This is Part 2 (of 5) of my essay, “Hemingway Among the Modernists,” which was originally a lecture I gave at the request of the Hemingway Foundation on July 21, 2012.
Modernism in the opening decades of the 20th century did not have the crisp outlines of the literary movement we see today. Maybe no literary movement does in the throes of its creation. This one was a shifting complex of friendships, mentorships, and rivalries among major writers who were still young and not yet famous. In A Moveable Feast, the posthumous memoir of his Paris years, Hemingway recalled a time of poverty and the nervous anticipation of talents not yet realized, reputations not yet made. Through Ezra Pound and Gertrude Stein, both important mentors, he came to know the other expatriate writers, among them Eliot, Joyce, F. Scott Fitzgerald and Ford Madox Ford. Of all these, it was Pound whose mentorship joined Hemingway and Harriet Monroe, and so made the Poetry magazine connection.
The Hemingways, Ernest and Hadley, lived among the Paris expatriates for most of the 1920s. (A personal footnote: Hadley was Hemingway’s first wife and my favorite among the four he was to have. My wife Penny and I were reading aloud the Carlos Baker biography when she was expecting our first child. I suggested that, if it was a girl, we name her Hadley. Just to show how much weight that carried, our daughter’s name is Jenny.) Hemingway, handsome and a strapping 200 lbs., gave boxing lessons to Pound. He would also finish the fights that Joyce picked with strangers on their pub-crawls. (“Deal with him, Hemingway. Deal with him,” Joyce in his cups would say.) The pugilist in Hemingway was part of what made him so colorful and larger than life. In Key West in 1936, he and Wallace Stevens had a drunken fight in the rain in which Hemingway knocked down Stevens a couple of times, and Stevens broke his hand on Hemingway’s jaw. (Back home in Hartford, Stevens explained that he fell down a flight of stairs.) The following year Hemingway brawled with the writer Max Eastman in the office of their editor, Max Perkins. As a friend of mine would wryly note, at least Hemingway wasn’t competitive. But his love for life made him exuberant in everything — the loving as much as the fighting, which is why Woody Allen and HBO still make movies about him.

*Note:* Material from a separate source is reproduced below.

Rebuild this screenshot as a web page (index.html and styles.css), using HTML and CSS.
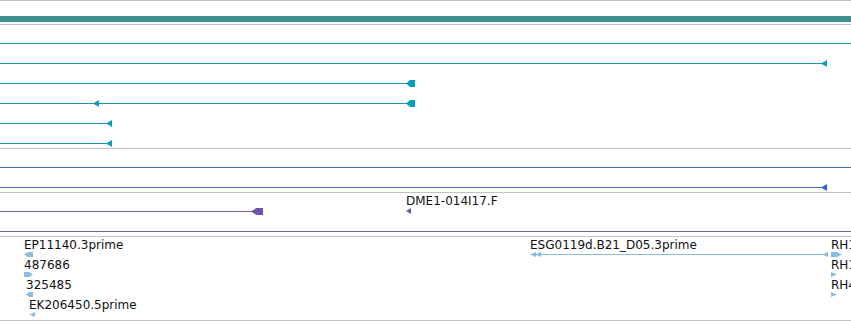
FILE: index.html
```html
<!DOCTYPE html>
<html lang="en">
<head>
  <meta charset="UTF-8">
  <meta name="viewport" content="width=device-width, initial-scale=1.0">
  <title>Tracks</title>
  <link rel="stylesheet" href="styles.css">
</head>
<body>
  <div class="browser">
    <div class="rule"></div>
    <div class="ruler"></div>
    <div class="rule rule-sep"></div>

    <!-- cDNA track -->
    <section class="track teal">
      <div class="row"><span class="line" style="left:0;width:851px"></span></div>
      <div class="row">
        <span class="line" style="left:0;width:826px"></span>
        <span class="head tip-l" style="left:821px"></span>
      </div>
      <div class="row">
        <span class="line" style="left:0;width:410px"></span>
        <span class="head block-l" style="left:406px"></span>
      </div>
      <div class="row">
        <span class="line" style="left:0;width:410px"></span>
        <span class="head tip-l" style="left:93px"></span>
        <span class="head block-l" style="left:406px"></span>
      </div>
      <div class="row">
        <span class="line" style="left:0;width:110px"></span>
        <span class="head tip-l" style="left:106px"></span>
      </div>
      <div class="row">
        <span class="line" style="left:0;width:110px"></span>
        <span class="head tip-l" style="left:106px"></span>
      </div>
    </section>
    <div class="rule"></div>

    <!-- second track -->
    <section class="track blue">
      <div class="row"><span class="line" style="left:0;width:851px"></span></div>
      <div class="row">
        <span class="line" style="left:0;width:824px"></span>
        <span class="head tip-l" style="left:821px"></span>
      </div>
    </section>
    <div class="rule"></div>

    <!-- third track -->
    <section class="track purple">
      <div class="row">
        <span class="line" style="left:0;width:258px"></span>
        <span class="head block-l wide" style="left:251px"></span>
        <span class="label" style="left:406px">DME1-014I17.F</span>
        <span class="head tip-l small" style="left:406px"></span>
      </div>
      <div class="row"><span class="line" style="left:0;width:851px"></span></div>
    </section>
    <div class="rule"></div>

    <!-- labelled ESTs -->
    <section class="track ests">
      <div class="row">
        <span class="label" style="left:24px">EP11140.3prime</span>
        <span class="mark block-l" style="left:24px"></span>
        <span class="label" style="left:530px">ESG0119d.B21_D05.3prime</span>
        <span class="mark tip-l" style="left:530px"></span>
        <span class="mark tip-l" style="left:535px"></span>
        <span class="link" style="left:538px;width:286px"></span>
        <span class="mark tip-l" style="left:822px"></span>
        <span class="label" style="left:831px">RH1</span>
        <span class="mark block-r" style="left:831px;width:11px"></span>
      </div>
      <div class="row">
        <span class="label" style="left:24px">487686</span>
        <span class="mark block-r" style="left:24px"></span>
        <span class="label" style="left:831px">RH1</span>
        <span class="mark tip-r" style="left:831px"></span>
      </div>
      <div class="row">
        <span class="label" style="left:26px">325485</span>
        <span class="mark block-l" style="left:26px;width:7px"></span>
        <span class="label" style="left:831px">RH4</span>
        <span class="mark tip-r" style="left:831px"></span>
      </div>
      <div class="row">
        <span class="label" style="left:29px">EK206450.5prime</span>
        <span class="mark tip-l" style="left:29px"></span>
      </div>
    </section>
    <div class="rule"></div>
  </div>
</body>
</html>
```

FILE: styles.css
```css
* {
  margin: 0;
  padding: 0;
  box-sizing: border-box;
}

body {
  font-family: "DejaVu Sans", sans-serif;
  font-size: 12px;
  background-color: #fff;
  color: #111;
  overflow: hidden;
}

.browser {
  width: 851px;
  overflow: hidden;
}

.rule {
  height: 1px;
  background: #c2c2c2;
}

.rule-sep {
  margin-top: 2px;
}

.ruler {
  margin-top: 15px;
  height: 6px;
  background: #408f91;
}

.track {
  padding-bottom: 3px;
}

.row {
  position: relative;
  height: 20px;
}

.line {
  position: absolute;
  top: 18px;
  height: 1px;
}

.head {
  position: absolute;
  top: 15px;
  width: 6px;
  height: 7px;
}

.head.block-l {
  width: 9px;
}

.head.wide {
  width: 12px;
}

.head.small {
  top: 15px;
  width: 5px;
  height: 6px;
}

.label {
  position: absolute;
  top: 1px;
  line-height: 14px;
  white-space: nowrap;
}

.mark {
  position: absolute;
  top: 15px;
  width: 6px;
  height: 5px;
  background: #8abde2;
}

.mark.block-l,
.mark.block-r {
  width: 9px;
}

.link {
  position: absolute;
  top: 17px;
  height: 1px;
  background: #8abde2;
}

/* arrow shapes */
.tip-l {
  clip-path: polygon(0 50%, 100% 0, 100% 100%);
}

.tip-r {
  clip-path: polygon(0 0, 100% 50%, 0 100%);
}

.block-l {
  clip-path: polygon(0 50%, 45% 0, 100% 0, 100% 100%, 45% 100%);
}

.block-r {
  clip-path: polygon(0 0, 55% 0, 100% 50%, 55% 100%, 0 100%);
}

/* track colours */
.teal .line { background: #2394b0; }
.teal .head { background: #0b9bbf; }

.blue .line { background: #3d6bb8; }
.blue .head { background: #2d66d0; }

.purple .line { background: #7a62a8; }
.purple .head { background: #7152a8; }
```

Geographical location was one locus that connected these expatriate writers whom Hemingway dubbed “the lost generation” (the phrase originated with Gertrude Stein). Its epicenters were Paris and London and, less recognized but also important, Chicago. In addition to place, the writers shared a locus of attitudes. Although Modernism did not lack for salty admonitions from its colorful apostles on how to write, there never was a tightly codified system of rules or principles such as the French Academy might have recognized. It was more like an eruption of underground energy. The Modernism that swept all of the arts in the opening years of the century was iconoclast, experimental, edgy and impatient with old systems of values and belief. On the subject of civilization and its failures, Pound was trenchant:
There died a myriad,
And of the best, among them,
For an old bitch gone in the teeth,
For a botched civilization.
Charm, smiling at the good mouth,
Quick eyes gone under earth’s lid,
For two gross of broken statues,
For a few thousand battered books.
If one may define any “school” of writing as a group of writers who are joined in their allegiance or opposition to a given thing, but who may agree on little else, that would cover Modernism. One need only compare the poetries of Eliot and Stevens, or Pound and Yeats, or the prose of Joyce and Hemingway, to know that the voices of the Modernists could never be mistaken for one another. Indeed, they differed wildly. As the 1920s and ’30s became the ’40s and ’50s, each of these major writers created an aesthetic domain that was unique unto itself. One way in which these domains differed — and a central theme of my remarks today — lies in how these writers viewed the relationship of their art to external reality, to the world at large.